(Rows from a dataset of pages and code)

►

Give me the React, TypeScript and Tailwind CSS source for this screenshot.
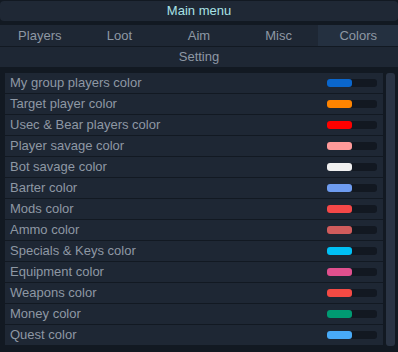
import React from "react"

const tabs = ["Players", "Loot", "Aim", "Misc", "Colors"]

const rows: { label: string; color: string }[] = [
  { label: "My group players color", color: "#0a66cc" },
  { label: "Target player color", color: "#ff8400" },
  { label: "Usec & Bear players color", color: "#ff0000" },
  { label: "Player savage color", color: "#ff9a9a" },
  { label: "Bot savage color", color: "#f0f0f0" },
  { label: "Barter color", color: "#6e9cf0" },
  { label: "Mods color", color: "#f44848" },
  { label: "Ammo color", color: "#d05c5c" },
  { label: "Specials & Keys color", color: "#00c0f5" },
  { label: "Equipment color", color: "#e0508e" },
  { label: "Weapons color", color: "#f44a44" },
  { label: "Money color", color: "#009a72" },
  { label: "Quest color", color: "#48aaf8" },
]

export default function App() {
  return (
    <div className="w-[398px] h-[352px] bg-[#121922] overflow-hidden flex flex-col font-['Liberation_Sans',sans-serif] text-[13px] text-[#8e98a4]">
      <div className="mt-px h-[20px] rounded-[4px] bg-[#1f2835] flex items-center justify-center text-[#a9e2e6]">
        Main menu
      </div>
      <div className="mt-[4px] h-[21px] grid grid-cols-5 bg-[#1e2734]">
        {tabs.map((t) => (
          <div
            key={t}
            className={
              "flex items-center justify-center " + (t === "Colors" ? "bg-[#243040]" : "")
            }
          >
            {t}
          </div>
        ))}
      </div>
      <div className="mt-px h-[20px] bg-[#1e2734] flex items-center justify-center">Setting</div>
      <div className="mt-[6px] flex pl-[5px] pr-[3px] gap-[3px]">
        <div className="flex-1 flex flex-col gap-px">
          {rows.map((r) => (
            <div key={r.label} className="h-[20px] bg-[#1e2734] flex items-center pl-[5px] pr-[6px]">
              <span className="flex-1">{r.label}</span>
              <div className="w-[50px] h-[8px] rounded-[3px] bg-[#121821] flex">
                <div className="w-[25px] h-full rounded-[3px]" style={{ background: r.color }} />
              </div>
            </div>
          ))}
        </div>
        <div className="w-[9px] h-[273px] rounded-[3px] bg-[#2a3444]" />
      </div>
    </div>
  )
}
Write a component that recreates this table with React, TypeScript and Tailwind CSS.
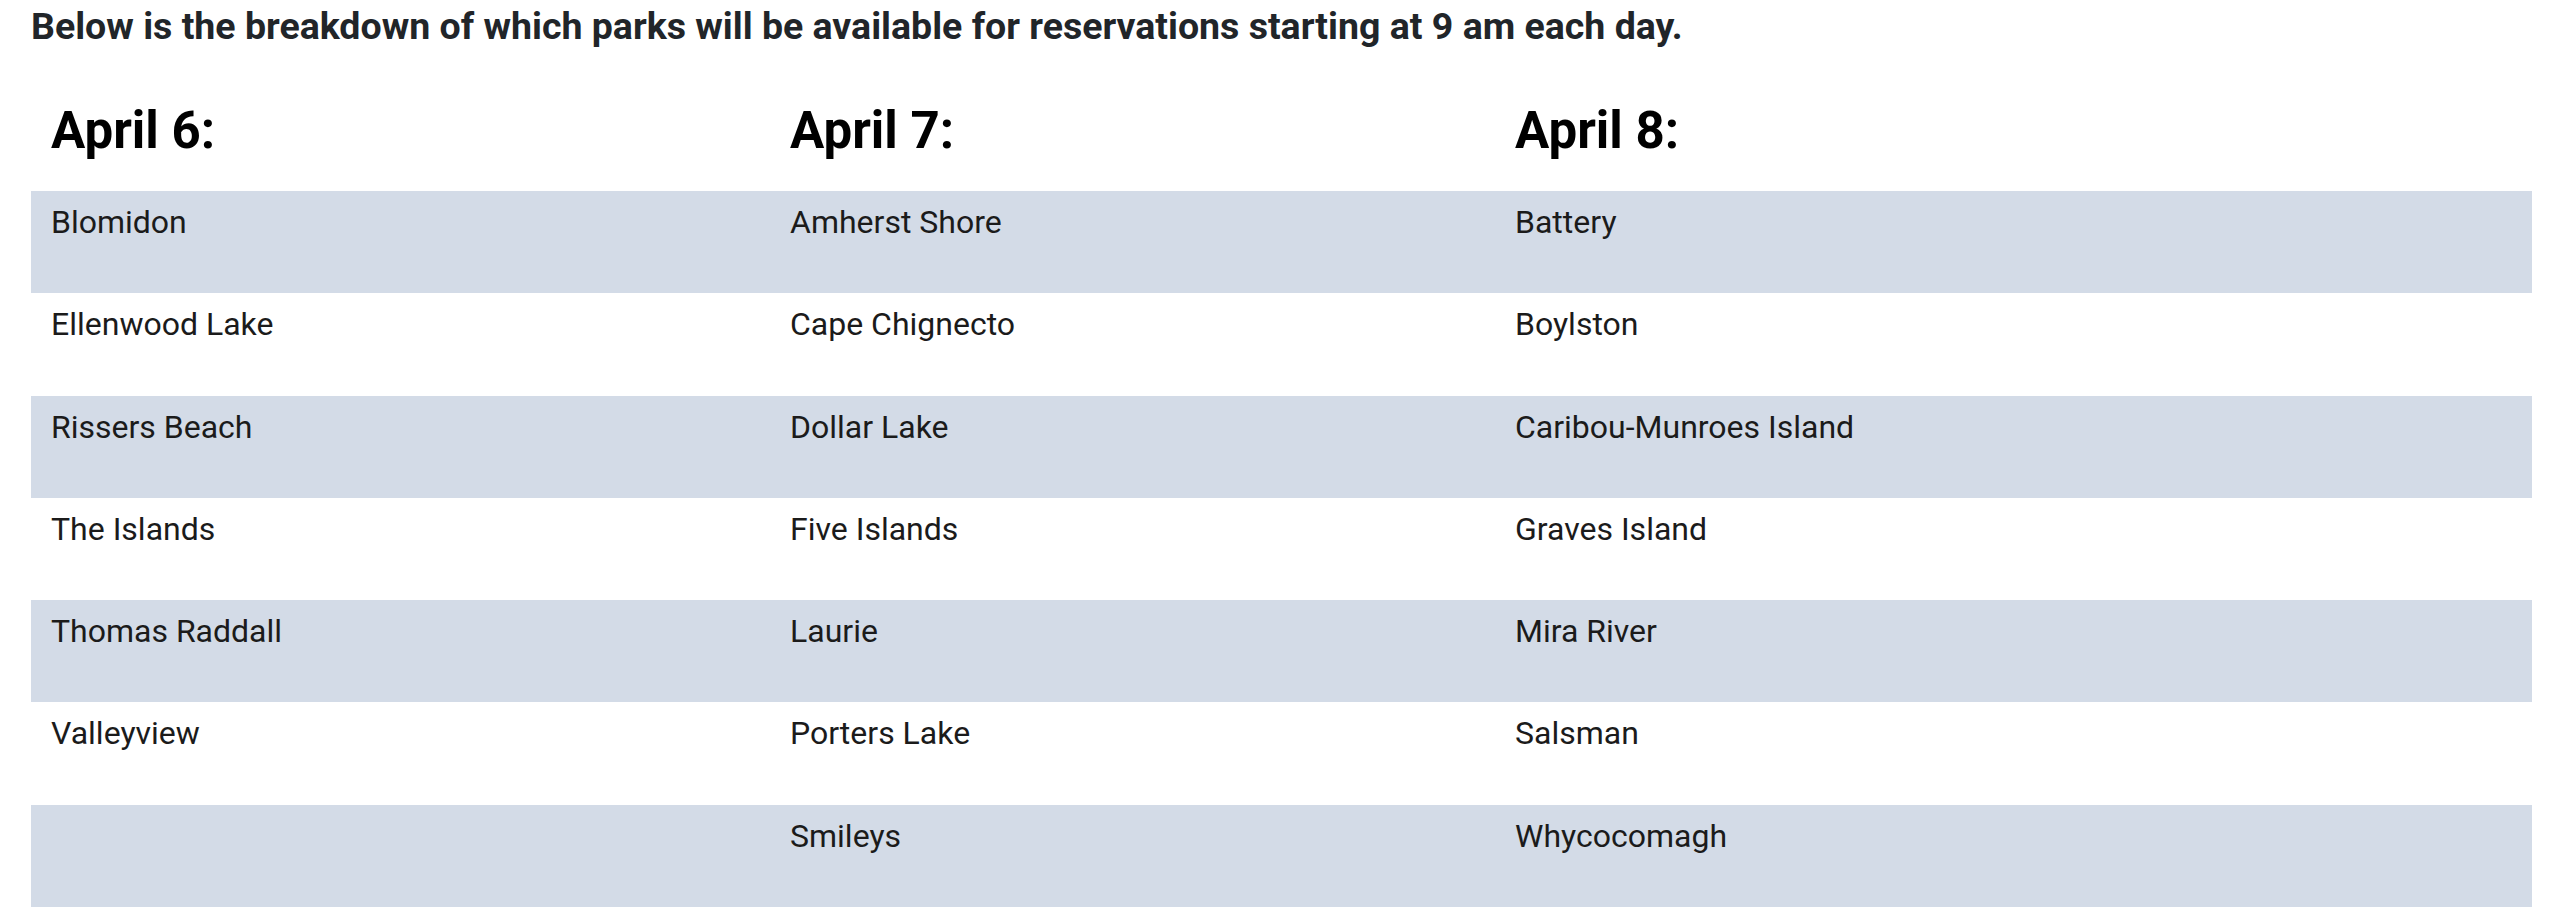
import React from "react";

const days = [
  {
    label: "April 6:",
    parks: ["Blomidon", "Ellenwood Lake", "Rissers Beach", "The Islands", "Thomas Raddall", "Valleyview", ""],
  },
  {
    label: "April 7:",
    parks: ["Amherst Shore", "Cape Chignecto", "Dollar Lake", "Five Islands", "Laurie", "Porters Lake", "Smileys"],
  },
  {
    label: "April 8:",
    parks: ["Battery", "Boylston", "Caribou-Munroes Island", "Graves Island", "Mira River", "Salsman", "Whycocomagh"],
  },
];

const rowCount = 7;

const App = () => {
  return (
    <div className="min-h-[910px] bg-white px-[31px] pt-[3px] font-['Roboto',sans-serif]">
      <p className="text-[37.5px] font-bold leading-[46px] text-[#212529]">
        Below is the breakdown of which parks will be available for reservations starting at 9 am each day.
      </p>

      <div className="w-[2501px]">
        {/* header row */}
        <div className="grid grid-cols-[739px_725px_1fr]">
          {days.map((day) => (
            <h2 key={day.label} className="px-[20px] pt-[52px] pb-[30px] text-[51px] font-bold leading-[60px] text-black">
              {day.label}
            </h2>
          ))}
        </div>

        {/* striped rows */}
        {Array.from({ length: rowCount }).map((_, row) => (
          <div
            key={row}
            className={`grid h-[102.3px] grid-cols-[739px_725px_1fr] ${row % 2 === 0 ? "bg-[#d3dbe7]" : "bg-white"}`}
          >
            {days.map((day) => (
              <div key={day.label} className="px-[20px] pt-[7px] text-[32px] leading-[48px] text-[#1b1b1b]">
                {day.parks[row]}
              </div>
            ))}
          </div>
        ))}
      </div>
    </div>
  );
};

export default App;
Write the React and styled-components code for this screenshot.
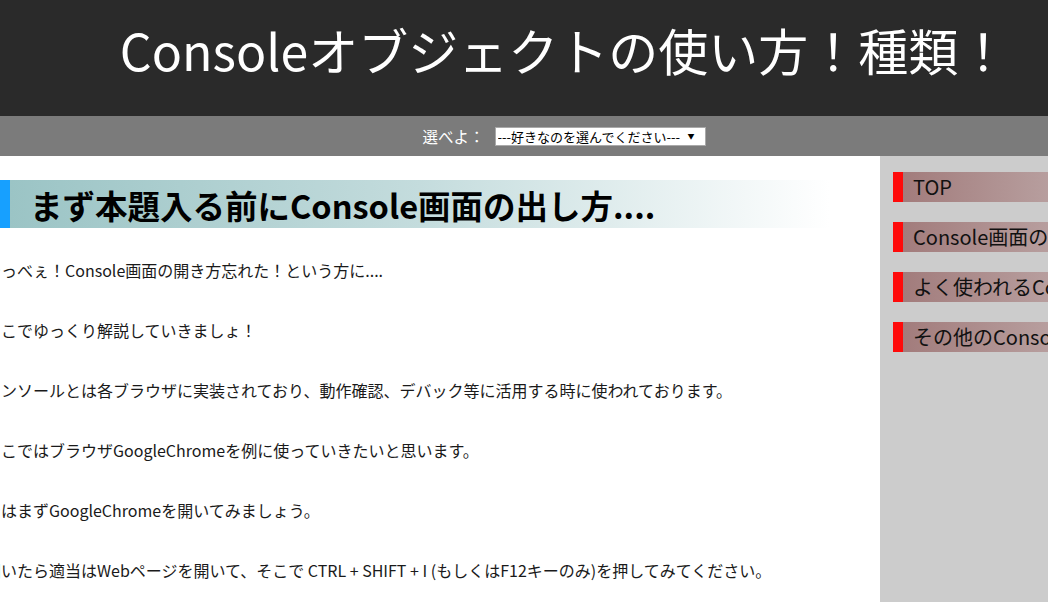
import React from "react";
import styled, { createGlobalStyle } from "styled-components";

const GlobalStyle = createGlobalStyle`
  html, body {
    margin: 0;
    padding: 0;
    overflow: hidden;
    background: #ffffff;
  }
  body {
    font-family: "Noto Sans CJK JP", "Noto Sans", sans-serif;
  }
`;

const Page = styled.div`
  width: 1128px;
  min-height: 602px;
`;

const Header = styled.header`
  height: 116px;
  background: #2a2a2a;
  display: flex;
  justify-content: center;
  align-items: flex-start;
  padding-top: 16px;
  box-sizing: border-box;

  h1 {
    margin: 0;
    font-size: 50px;
    font-weight: 400;
    color: #ffffff;
    line-height: 66px;
  }
`;

const Nav = styled.nav`
  height: 40px;
  background: #7b7b7b;
  display: flex;
  justify-content: center;
  align-items: center;
  gap: 10px;

  label {
    color: #ffffff;
    font-size: 15.5px;
  }
`;

const SelectWrap = styled.div`
  position: relative;
  width: 211px;
  height: 19px;

  &::after {
    content: "▼";
    position: absolute;
    right: 11px;
    top: 5px;
    font-size: 7px;
    line-height: 8px;
    color: #000;
    pointer-events: none;
  }

  select {
    appearance: none;
    display: block;
    width: 100%;
    height: 100%;
    border: 1px solid #a9a9a9;
    background: #ffffff;
    font-family: "Noto Sans CJK JP", sans-serif;
    font-size: 13px;
    padding: 0 20px 0 2px;
    color: #000;
    border-radius: 0;
    line-height: 17px;
  }
`;

const Body = styled.div`
  display: flex;
  min-height: 446px;
`;

const Main = styled.main`
  width: 880px;
  background: #ffffff;
  padding-top: 24px;
  box-sizing: border-box;
  overflow: hidden;
`;

const Heading = styled.h2`
  margin: 0 50px 12px 0;
  height: 48px;
  display: flex;
  align-items: center;
  border-left: 10px solid #17a0ff;
  padding-left: 20px;
  background: linear-gradient(to right, #9bc4c5 0%, #c4dcdd 50%, #ffffff 100%);
  font-size: 32.5px;
  font-weight: 700;
  color: #000;
  white-space: nowrap;
`;

const Para = styled.p`
  margin: 0 0 0 -15px;
  line-height: 60px;
  font-size: 16px;
  color: #1a1a1a;
  white-space: nowrap;
`;

const Sidebar = styled.aside`
  width: 248px;
  background: #cccccc;
  padding: 16px 0 0 13px;
  box-sizing: border-box;
  display: flex;
  flex-direction: column;
  gap: 20px;
`;

const SideItem = styled.a`
  display: block;
  height: 30px;
  line-height: 29px;
  border-left: 10px solid #ff0a0a;
  padding-left: 10px;
  background: linear-gradient(to right, #a27c7c 0%, #b9a1a1 70%, #c6b4b4 100%);
  color: #111;
  font-size: 20px;
  white-space: nowrap;
  overflow: hidden;
  text-decoration: none;
`;

const paragraphs = [
  "やっべぇ！Console画面の開き方忘れた！という方に....",
  "ここでゆっくり解説していきましょ！",
  "コンソールとは各ブラウザに実装されており、動作確認、デバック等に活用する時に使われております。",
  "ここではブラウザGoogleChromeを例に使っていきたいと思います。",
  "ではまずGoogleChromeを開いてみましょう。",
  "開いたら適当はWebページを開いて、そこで CTRL + SHIFT + I (もしくはF12キーのみ)を押してみてください。",
];

const menu = [
  "TOP",
  "Console画面の出し方",
  "よく使われるConsole",
  "その他のConsole",
];

export default function App() {
  return (
    <>
      <GlobalStyle />
      <Page>
        <Header>
          <h1>Consoleオブジェクトの使い方！種類！</h1>
        </Header>
        <Nav>
          <label htmlFor="pick">選べよ：</label>
          <SelectWrap>
            <select id="pick" defaultValue="">
              <option value="">---好きなのを選んでください---</option>
            </select>
          </SelectWrap>
        </Nav>
        <Body>
          <Main>
            <Heading>まず本題入る前にConsole画面の出し方....</Heading>
            {paragraphs.map((t, i) => (
              <Para key={i}>{t}</Para>
            ))}
          </Main>
          <Sidebar>
            {menu.map((m) => (
              <SideItem key={m} href="#">
                {m}
              </SideItem>
            ))}
          </Sidebar>
        </Body>
      </Page>
    </>
  );
}
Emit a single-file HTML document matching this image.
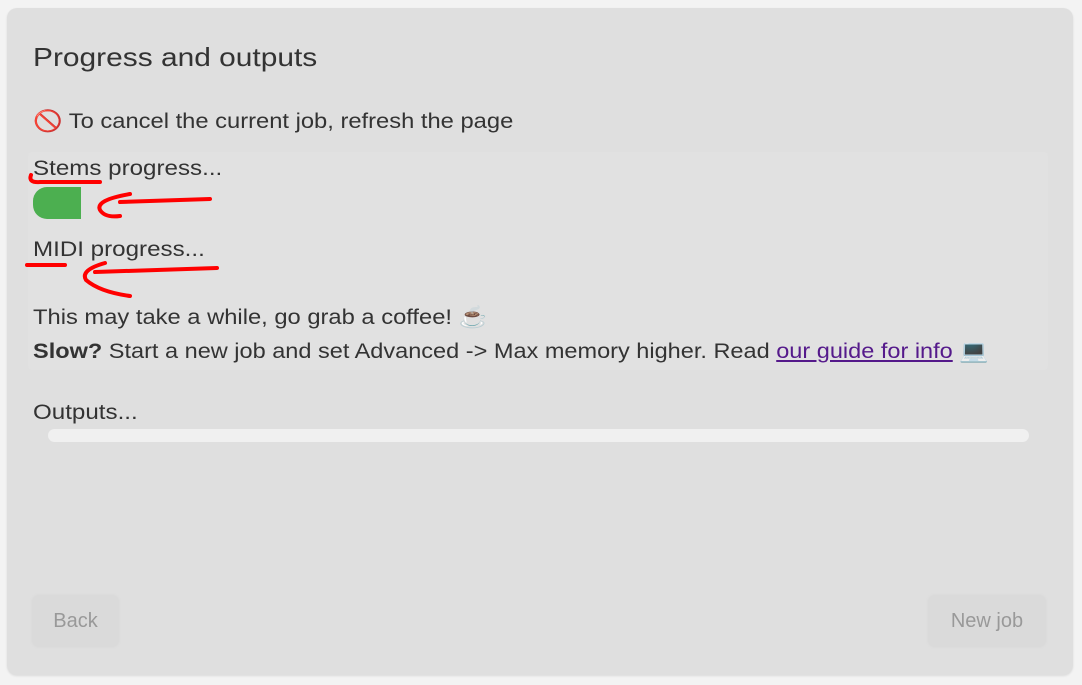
<!DOCTYPE html>
<html><head><style>
body{margin:0;width:1082px;height:685px;background:#f3f3f3;font-family:"Liberation Sans",sans-serif;color:#333;position:relative;overflow:hidden}
.card{position:absolute;left:7px;top:8px;width:1066px;height:667px;background:#dfdfdf;border-radius:10px;box-shadow:0 1px 2px rgba(0,0,0,.1)}
.t{position:absolute;white-space:nowrap;font-size:21px;transform:scaleX(1.15);transform-origin:0 0}
.inner{position:absolute;left:28px;top:152px;width:1020px;height:218px;background:#e1e1e1;border-radius:4px}
.btn{position:absolute;top:596px;height:50px;background:#dadada;border-radius:5px;color:#999;font-size:20px;line-height:50px;text-align:center;box-shadow:0 0 4px rgba(0,0,0,.06)}
a{color:#551a8b;text-decoration:underline}
</style></head><body>
<div class="card"></div>
<div class="inner"></div>
<div class="t" style="left:33px;top:42px;font-size:26px">Progress and outputs</div>
<div class="t" style="left:33px;top:110px;transform:scaleX(1.13)"><span style="color:#d33">🚫</span> To cancel the current job, refresh the page</div>
<div class="t" style="left:33px;top:157px">Stems progress...</div>
<div style="position:absolute;left:33px;top:187px;width:48px;height:32px;background:#4caf50;border-radius:14px 0 0 14px"></div>
<div class="t" style="left:33px;top:238px">MIDI progress...</div>
<div class="t" style="left:33px;top:306px;transform:scaleX(1.13)">This may take a while, go grab a coffee! ☕</div>
<div class="t" style="left:33px;top:340px;transform:scaleX(1.12)"><b>Slow?</b> Start a new job and set Advanced -&gt; Max memory higher. Read <a>our guide for info</a> 💻</div>
<div class="t" style="left:33px;top:401px">Outputs...</div>
<div style="position:absolute;left:48px;top:429px;width:981px;height:13px;background:#f0f0f0;border-radius:7px"></div>
<svg style="position:absolute;left:0;top:0" width="1082" height="685" fill="none" stroke="#f00" stroke-width="4" stroke-linecap="round">
<path d="M31 175 Q28 183 40 182 L100 182"/>
<path d="M210 199 L120 202 M130 194 Q95 200 100 210 Q105 218 120 216"/>
<path d="M27 265 L65 265"/>
<path d="M217 268 L95 272 M105 263 Q80 270 86 280 Q100 292 130 296"/>
</svg>
<div class="btn" style="left:33px;width:85px">Back</div>
<div class="btn" style="left:929px;width:116px">New job</div>
</body></html>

◄

Task brief
Report how many lines of the entries hold the word "React". Nothing else is needed.

Problem solution
6